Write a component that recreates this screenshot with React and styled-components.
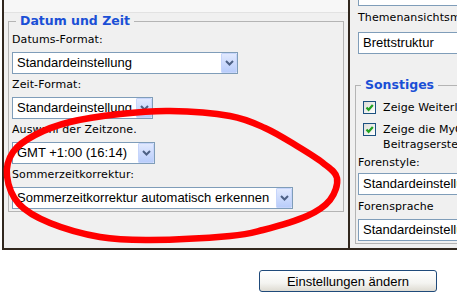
import styled, { createGlobalStyle } from "styled-components";

const GlobalStyle = createGlobalStyle`
  html, body {
    margin: 0;
    padding: 0;
    background: #fff;
    overflow: hidden;
  }
`;

const Stage = styled.div`
  position: relative;
  width: 457px;
  height: 302px;
  overflow: hidden;
  font-family: "DejaVu Sans", Verdana, sans-serif;
`;

const SettingsTable = styled.div`
  display: flex;
  align-items: stretch;
  width: 692px;
  margin: -59px 0 0 2px;
`;

const LeftCell = styled.div`
  width: 346px;
  flex: none;
  box-sizing: border-box;
  display: flex;
  flex-direction: column;
  background: #f0f0f0;
  border-left: 2px solid #31271e;
  border-bottom: 2px solid #31271e;
`;

const TopBand = styled.div`
  height: 72px;
  box-sizing: border-box;
  background: #f7f7f7;
  border-bottom: 1px solid #e2e2e2;
`;

const CellBody = styled.div`
  padding: 0 4px;
`;

const RightCell = styled.div`
  flex: 1;
  box-sizing: border-box;
  background: #f0f0f0;
  border-left: 2px solid #31271e;
  border-bottom: 2px solid #31271e;
  padding: 4px 0 4px 5px;
`;

const Group = styled.fieldset`
  width: ${(p) => p.$w}px;
  box-sizing: border-box;
  margin: 0 0 ${(p) => p.$mb || 0}px 0;
  padding: 0 ${(p) => p.$px}px 2px;
  border: 1px solid ${(p) => (p.$bare ? "transparent" : "#b4b4b4")};
  min-inline-size: 0;
`;

const GroupTitle = styled.legend`
  margin-left: ${(p) => p.$ml}px;
  padding: 0 4px;
  font-family: "DejaVu Sans", Verdana, sans-serif;
  font-weight: bold;
  font-size: 12.5px;
  line-height: 16px;
  color: #1a4fd6;
  visibility: ${(p) => (p.$hidden ? "hidden" : "visible")};
`;

const Label = styled.div`
  margin: ${(p) => p.$mt ?? 3}px 0 ${(p) => p.$mb ?? 4}px;
  font-size: 11px;
  line-height: 16px;
  letter-spacing: 0.1px;
  color: #000;
  white-space: nowrap;
`;

const SelectBox = styled.div`
  width: ${(p) => p.$w}px;
  height: 22px;
  box-sizing: border-box;
  display: flex;
  background: #fff;
  border: 1px solid #7f9db9;
`;

const SelectText = styled.span`
  flex: 1;
  padding-left: 4px;
  font-family: "Liberation Sans", Arial, sans-serif;
  font-size: 13px;
  line-height: 20px;
  color: #000;
  white-space: nowrap;
  overflow: hidden;
`;

const DropButton = styled.span`
  width: 16px;
  flex: none;
  box-sizing: border-box;
  display: flex;
  align-items: center;
  justify-content: center;
  border: 1px solid #c6d5fb;
  border-radius: 1px;
  background: linear-gradient(#e1e9fe, #b9cdfb);
`;

const CheckRow = styled.div`
  display: flex;
  align-items: flex-start;
  margin-top: 7px;
  font-size: 11px;
  line-height: 15px;
  letter-spacing: 0.1px;
  white-space: nowrap;
`;

const CheckBox = styled.span`
  width: 13px;
  height: 13px;
  flex: none;
  box-sizing: border-box;
  margin: 1px 7px 0 5px;
  display: flex;
  align-items: center;
  justify-content: center;
  border: 1px solid #1c5180;
  background: linear-gradient(135deg, #dcdcd7, #fff);
`;

const Footer = styled.div`
  width: 692px;
  margin-left: 2px;
  padding-top: 20px;
  display: flex;
  justify-content: center;
`;

const SubmitButton = styled.button`
  width: 178px;
  height: 22px;
  padding: 0;
  border: 1px solid #1f4a7a;
  border-radius: 3px;
  background: linear-gradient(#ffffff, #f4f4f1 60%, #dedbd2);
  font-family: "Liberation Sans", Arial, sans-serif;
  font-size: 13px;
  color: #000;
`;

const Scribble = styled.svg`
  position: absolute;
  top: 0;
  left: 0;
  pointer-events: none;
`;

const Chevron = () => (
  <svg width="9" height="6" viewBox="0 0 9 6">
    <path d="M1 1 L4.5 4.5 L8 1" fill="none" stroke="#4d6185" strokeWidth="2" />
  </svg>
);

const Tick = () => (
  <svg width="11" height="11" viewBox="0 0 11 11">
    <path d="M2.5 5.5 L4.6 7.8 L8.8 3" fill="none" stroke="#21a121" strokeWidth="2.2" />
  </svg>
);

const Select = ({ w, children, arrow = true }) => (
  <SelectBox $w={w}>
    <SelectText>{children}</SelectText>
    {arrow && (
      <DropButton>
        <Chevron />
      </DropButton>
    )}
  </SelectBox>
);

// hand drawn red ring, smoothed through a few points
const ring = [
  [7, 176], [13, 152], [35, 135], [70, 122], [120, 114], [170, 111],
  [230, 116], [265, 128], [297, 146], [323, 163], [337, 178], [330, 200],
  [307, 216], [263, 230], [230, 236], [150, 240], [100, 237], [50, 223], [19, 204],
];

const smoothPath = (pts) => {
  const n = pts.length;
  let d = `M${pts[0][0]},${pts[0][1]}`;
  for (let i = 0; i < n; i++) {
    const p0 = pts[(i - 1 + n) % n];
    const p1 = pts[i];
    const p2 = pts[(i + 1) % n];
    const p3 = pts[(i + 2) % n];
    const c1 = [p1[0] + (p2[0] - p0[0]) / 6, p1[1] + (p2[1] - p0[1]) / 6];
    const c2 = [p2[0] - (p3[0] - p1[0]) / 6, p2[1] - (p3[1] - p1[1]) / 6];
    d += ` C${c1} ${c2} ${p2}`;
  }
  return d + "Z";
};

export default function App() {
  return (
    <Stage>
      <GlobalStyle />
      <SettingsTable>
        <LeftCell>
          <TopBand />
          <CellBody>
            <Group $w={336} $px={3}>
              <GroupTitle $ml={4}>Datum und Zeit</GroupTitle>
              <Label>Datums-Format:</Label>
              <Select w={226}>Standardeinstellung</Select>
              <Label>Zeit-Format:</Label>
              <Select w={141}>Standardeinstellung</Select>
              <Label>Auswahl der Zeitzone.</Label>
              <Select w={143}>GMT +1:00 (16:14)</Select>
              <Label>Sommerzeitkorrektur:</Label>
              <Select w={281}>Sommerzeitkorrektur automatisch erkennen</Select>
            </Group>
          </CellBody>
        </LeftCell>
        <RightCell>
          <Group $w={330} $px={2} $mb={20} $bare>
            <GroupTitle $ml={3} $hidden>Ansicht</GroupTitle>
            <Label>Themenansicht:</Label>
            <Select w={300} arrow={false}>Standardeinstellung</Select>
            <Label $mt={4} $mb={6}>Themenansichtsmodus:</Label>
            <Select w={300} arrow={false}>Brettstruktur</Select>
          </Group>
          <Group $w={330} $px={2}>
            <GroupTitle $ml={3}>Sonstiges</GroupTitle>
            <CheckRow>
              <CheckBox><Tick /></CheckBox>
              <span>Zeige Weiterleitungsseiten</span>
            </CheckRow>
            <CheckRow>
              <CheckBox><Tick /></CheckBox>
              <span>
                Zeige die MyCode-Formatierungsoptionen bei der
                <br />
                Beitragserstellung
              </span>
            </CheckRow>
            <Label $mt={3} $mb={2}>Forenstyle:</Label>
            <Select w={300} arrow={false}>Standardeinstellung</Select>
            <Label $mt={4} $mb={4}>Forensprache</Label>
            <Select w={300} arrow={false}>Standardeinstellung</Select>
          </Group>
        </RightCell>
      </SettingsTable>
      <Footer>
        <SubmitButton>Einstellungen ändern</SubmitButton>
      </Footer>
      <Scribble width="457" height="302" viewBox="0 0 457 302">
        <path d={smoothPath(ring)} fill="none" stroke="#ff0000" strokeWidth="6.5" strokeLinejoin="round" />
      </Scribble>
    </Stage>
  );
}
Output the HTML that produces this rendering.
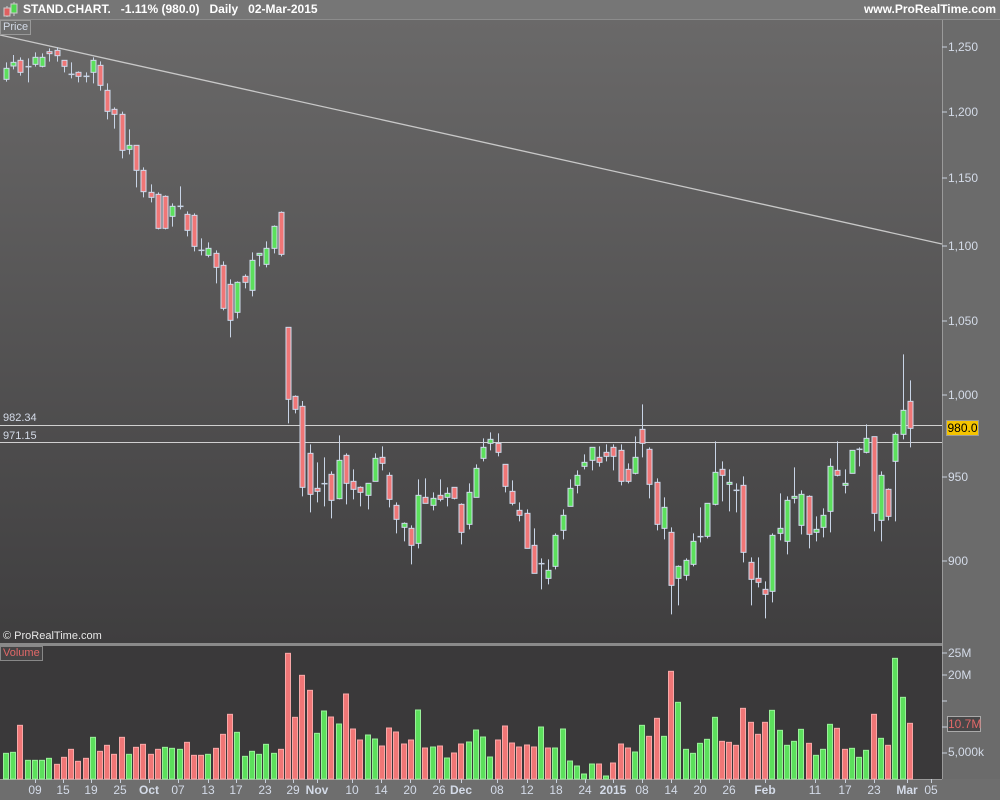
<!DOCTYPE html>
<html><head><meta charset="utf-8"><style>
*{margin:0;padding:0}
body{width:1000px;height:800px;overflow:hidden;background:#6b6b6b;font-family:"Liberation Sans",sans-serif;position:relative}
.hdr{position:absolute;left:0;top:0;width:1000px;height:19px;background:#767676;border-bottom:1px solid #8c8c8c;color:#fff;font-weight:bold;font-size:12px;line-height:19px}
.t{position:absolute;white-space:nowrap}
.pl{color:#d4dbe8;font-size:11px}
.pr{color:#d4dbe8;font-size:12px}
.bx{color:#d4dbe8;font-size:12px;font-weight:normal}
.bd{font-weight:bold;font-size:12px;color:#d4dbe8}
</style></head><body>
<div class="hdr">
<svg style="position:absolute;left:2px;top:2px" width="18" height="16"><line x1="5" y1="4" x2="5" y2="15" stroke="#ccc"/><rect x="2" y="6" width="6" height="8" fill="#e06060" stroke="#ccc"/><line x1="12" y1="0" x2="12" y2="14" stroke="#ccc"/><rect x="9" y="2" width="6" height="9" fill="#50d850" stroke="#ccc"/></svg>
<span class="t" style="left:23px">STAND.CHART.&nbsp;&nbsp;&nbsp;-1.11% (980.0)&nbsp;&nbsp;&nbsp;Daily&nbsp;&nbsp;&nbsp;02-Mar-2015</span>
<span class="t" style="right:4px">www.ProRealTime.com</span>
</div>
<svg id="c" style="position:absolute;left:0;top:0" width="1000" height="800">
<defs><linearGradient id="g" x1="0" y1="0" x2="0" y2="1"><stop offset="0" stop-color="#6a6969"/><stop offset="1" stop-color="#3f3e3f"/></linearGradient></defs>
<rect x="0" y="20" width="942" height="623" fill="url(#g)"/>
<rect x="942" y="20" width="58" height="760" fill="#6b6b6b"/>
<line x1="942.5" y1="20" x2="942.5" y2="780" stroke="#9a9a9a"/>
<rect x="0" y="643" width="942" height="3" fill="#8a8a8a"/>
<rect x="0" y="646" width="942" height="133" fill="#3a393a"/>
<rect x="0" y="779" width="1000" height="21" fill="#6e6e6e"/>
<line x1="0" y1="779.5" x2="942" y2="779.5" stroke="#9a9a9a"/>
<line x1="0" y1="35" x2="942" y2="244" stroke="#c8c8c8" stroke-width="1.3"/>
<line x1="0" y1="425.5" x2="942" y2="425.5" stroke="#d0d0d0"/>
<line x1="0" y1="442.5" x2="942" y2="442.5" stroke="#d0d0d0"/>
<g id="cd"></g><g id="vb"></g>
<g stroke="#c8d0dc">
<line x1="942" y1="47" x2="947" y2="47"/><line x1="942" y1="112" x2="947" y2="112"/><line x1="942" y1="178" x2="947" y2="178"/><line x1="942" y1="246" x2="947" y2="246"/><line x1="942" y1="321" x2="947" y2="321"/><line x1="942" y1="395" x2="947" y2="395"/><line x1="942" y1="477" x2="947" y2="477"/><line x1="942" y1="561" x2="947" y2="561"/>
<line x1="942" y1="653" x2="947" y2="653"/><line x1="942" y1="675" x2="947" y2="675"/><line x1="942" y1="701" x2="947" y2="701"/><line x1="942" y1="727" x2="947" y2="727"/><line x1="942" y1="753" x2="947" y2="753"/>
</g>
</svg>
<div class="t pl" style="left:0;top:20px;border:1px solid #999;background:#6e6e6e;padding:0 2px;font-size:11px;line-height:13px">Price</div>
<div class="t" style="left:0;top:646px;border:1px solid #888;background:#454445;color:#e06868;padding:0 2px;font-size:11px;line-height:13px">Volume</div>
<div class="t pl" style="left:3px;top:630px;color:#e8e8e8">© ProRealTime.com</div>
<div class="t pl" style="left:3px;top:412px">982.34</div>
<div class="t pl" style="left:3px;top:430px">971.15</div>
<div class="t pr" style="left:948px;top:40px">1,250</div>
<div class="t pr" style="left:948px;top:105px">1,200</div>
<div class="t pr" style="left:948px;top:171px">1,150</div>
<div class="t pr" style="left:948px;top:239px">1,100</div>
<div class="t pr" style="left:948px;top:314px">1,050</div>
<div class="t pr" style="left:948px;top:388px">1,000</div>
<div class="t pr" style="left:948px;top:470px">950</div>
<div class="t pr" style="left:948px;top:554px">900</div>
<div class="t" style="left:946px;top:420px;width:31px;height:14px;background:#f5c400;border:1px solid #999;color:#000;font-size:12px;line-height:14px;text-align:center">980.0</div>
<div class="t pr" style="left:948px;top:646px">25M</div>
<div class="t pr" style="left:948px;top:668px">20M</div>
<div class="t pr" style="left:948px;top:745px">5,000k</div>
<div class="t" style="left:947px;top:716px;width:32px;height:14px;background:#484748;border:1px solid #aaa;color:#e06868;font-size:12px;line-height:14px;text-align:center">10.7M</div>
<div id="ax"></div>
<script>
var C=[[18,1,115,148,97,155],[40,1,97,108,75,118],[61,0,91,127,82,137],[82,2,110,110,85,157],[106,1,82,103,67,110],[127,1,82,109,70,112],[148,0,65,70,55,95],[169,0,61,77,52,95],[193,0,91,109,91,127],[214,2,133,133,97,145],[235,0,127,139,124,157],[256,2,139,139,127,157],[277,1,91,127,82,160],[301,0,106,166,94,182],[322,0,181,244,160,268],[343,0,238,253,232,296],[364,0,253,361,245,385],[388,1,346,358,298,373],[409,0,346,421,346,472],[430,0,421,485,412,502],[451,0,487,502,463,517],[475,0,493,595,487,598],[496,0,499,595,496,598],[517,1,529,559,520,590],[538,2,529,529,469,538],[562,0,553,601,544,619],[583,0,556,649,550,664],[604,2,661,661,625,676],[625,1,655,676,637,682],[649,0,670,712,661,760],[670,0,706,835,694,841],[691,0,763,871,748,922],[712,1,757,847,754,865],[733,0,739,757,733,775],[757,1,691,781,667,799],[778,1,670,676,670,709],[799,1,655,703,634,712],[820,1,589,655,586,670],[844,0,547,673,544,679]];
var C2=[[0,22,238,22,310],[0,229,268,226,280],[0,259,502,243,529],[0,400,523,373,577],[0,505,514,427,547],[2,491,491,412,559],[0,463,541,454,595],[1,421,536,346,538],[0,406,490,400,553],[0,484,508,448,538],[0,502,517,499,559],[1,490,526,490,568],[1,415,484,400,484],[0,412,430,379,451],[0,466,538,457,562],[0,556,598,547,640],[1,610,622,607,664],[0,625,676,616,733],[1,526,670,478,685],[0,532,550,475,550],[1,535,556,517,571],[0,526,538,478,544],[1,520,532,502,559],[0,502,535,502,538],[0,553,637,550,673],[1,517,613,490,628],[1,445,532,433,532],[1,382,415,355,424],[1,358,370,337,391],[0,370,397,340,409],[0,433,499,433,517],[0,514,550,481,556],[0,571,586,547,604],[0,580,685,568,685],[0,676,760,625,760],[2,731,731,715,808],[1,751,775,718,793],[1,646,739,640,748],[1,586,631,568,658],[1,505,559,478,559],[1,466,496,451,520],[1,427,439,403,448],[1,382,421,382,451]];
var C3=[[0,352,367,319,380],[0,337,349,313,364],[0,322,349,313,391],[0,331,424,313,436],[0,388,424,370,430],[1,352,400,289,403],[0,268,310,193,352],[0,328,433,322,475],[0,427,553,415,571],[1,502,565,472,598],[0,577,736,562,823],[1,679,715,676,796],[1,661,706,655,721],[1,604,673,580,679],[2,590,590,502,607],[1,490,589,490,595],[1,397,493,304,496],[0,388,406,364,484],[1,427,433,388,514],[2,451,451,430,517],[0,436,637,409,667],[0,667,718,652,796],[0,715,727,652,742],[0,748,763,724,835],[1,586,754,580,787],[1,565,580,460,601],[1,481,604,469,643],[1,469,475,382,490],[1,463,556,451,583],[0,469,583,466,625],[1,568,577,529,604],[1,526,562,505,592],[1,379,514,355,577],[0,391,406,304,409],[1,430,436,388,460],[1,331,400,331,400],[2,328,328,322,379],[1,295,337,253,340],[0,290,520,290,574],[1,406,541,394,604],[0,448,529,445,541],[1,283,364,277,544],[1,211,283,43,298],[0,184,265,121,322]];
var all=[];
C.forEach(function(c){all.push([c[1],30+c[2]/3,30+c[3]/3,30+c[4]/3,30+c[5]/3])});
C2.forEach(function(c){all.push([c[0],320+c[1]/3,320+c[2]/3,320+c[3]/3,320+c[4]/3])});
C3.forEach(function(c){all.push([c[0],340+c[1]/3,340+c[2]/3,340+c[3]/3,340+c[4]/3])});
var s='';
all.forEach(function(c,i){var x=6+i*7.23;var xc=Math.round(x)+0.5;
s+='<line x1="'+xc+'" y1="'+c[3]+'" x2="'+xc+'" y2="'+c[4]+'" stroke="#c8d4e6"/>';
if(c[0]==2){s+='<line x1="'+(xc-3)+'" y1="'+c[1]+'" x2="'+(xc+3)+'" y2="'+c[1]+'" stroke="#c8d4e6" stroke-width="1.5"/>';}
else{var h=Math.max(c[2]-c[1],2);s+='<rect x="'+(xc-2.5)+'" y="'+c[1]+'" width="5" height="'+h+'" fill="'+(c[0]?'#5ce05c':'#f07676')+'" stroke="#d0dcee" stroke-width="1"/>';}
});
document.getElementById('cd').innerHTML=s;
var V=[[1,370],[1,367],[0,286],[1,391],[1,391],[1,391],[1,385],[0,403],[0,382],[0,358],[0,394],[0,385],[1,322],[0,364],[0,346],[0,373],[0,322],[1,373],[0,352],[0,343],[0,373],[0,358],[1,352],[1,355],[1,358],[0,337],[0,376],[0,376],[1,373],[0,355],[0,313],[0,253],[1,307],[1,379],[1,364],[1,373],[1,343],[1,370],[0,358],[0,70],[0,262],[0,136],[0,181],[1,310]];
var vy=[];V.forEach(function(v){vy.push([v[0],630+v[1]/3])});
var V2c='GRGRRRGGRRRRRGRGRGRRGGGGRRRRRRGRGGGGGGRGRRRG';
var V2h=[213,231,252,162,267,300,285,297,318,264,276,312,300,210,324,321,318,354,339,312,306,270,291,351,300,258,309,321,315,321,261,324,324,267,363,378,402,372,372,408,369,312,324,336];
vy=vy.slice(0,44);
for(var k=0;k<44;k++)vy.push([V2c[k]=='G'?1:0,640+V2h[k]/3]);
var V3=[[1,256],[0,289],[0,235],[1,289],[0,94],[1,187],[1,328],[1,340],[1,310],[1,298],[1,232],[0,304],[0,307],[0,316],[0,205],[0,247],[0,283],[0,247],[1,211],[1,271],[1,316],[1,304],[1,268],[0,310],[1,346],[1,328],[1,253],[0,265],[0,328],[1,325],[1,352],[1,331],[0,223],[1,295],[0,316],[1,55],[1,172],[0,250]];
V3.forEach(function(v){vy.push([v[0],640+v[1]/3])});
s='';
vy.forEach(function(v,i){var x=Math.round(6+i*7.23);
s+='<rect x="'+(x-2.5)+'" y="'+v[1]+'" width="5" height="'+(779-v[1])+'" fill="'+(v[0]?'#5ce05c':'#f07676')+'" stroke="'+(v[0]?'#9af09a':'#f8a8a8')+'" stroke-width="1"/>';});
document.getElementById('vb').innerHTML=s;
var L=[["09",35],["15",63],["19",91],["25",120],["Oct",149,1],["07",178],["13",208],["17",236],["23",265],["29",293],["Nov",317,1],["10",352],["14",381],["20",410],["26",439],["Dec",461,1],["08",497],["12",527],["18",556],["24",585],["2015",613,1],["08",642],["14",671],["20",700],["26",729],["Feb",765,1],["11",815],["17",845],["23",874],["Mar",907,1],["05",931]];
s='';
L.forEach(function(l){s+='<div class="t '+(l[2]?'bd':'bx')+'" style="left:'+(l[1]-30)+'px;width:60px;text-align:center;top:783px;font-size:12px">'+l[0]+'</div><div class="t" style="left:'+l[1]+'px;top:779px;width:1px;height:4px;background:#c8d0dc"></div>';});
document.getElementById('ax').innerHTML=s;
</script>
</body></html>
----
Copy every line of the records above that contains "components".

OUTPUT BELOW:
Write a component that recreates this screenshot with React and styled-components.
import styled, { createGlobalStyle } from "styled-components";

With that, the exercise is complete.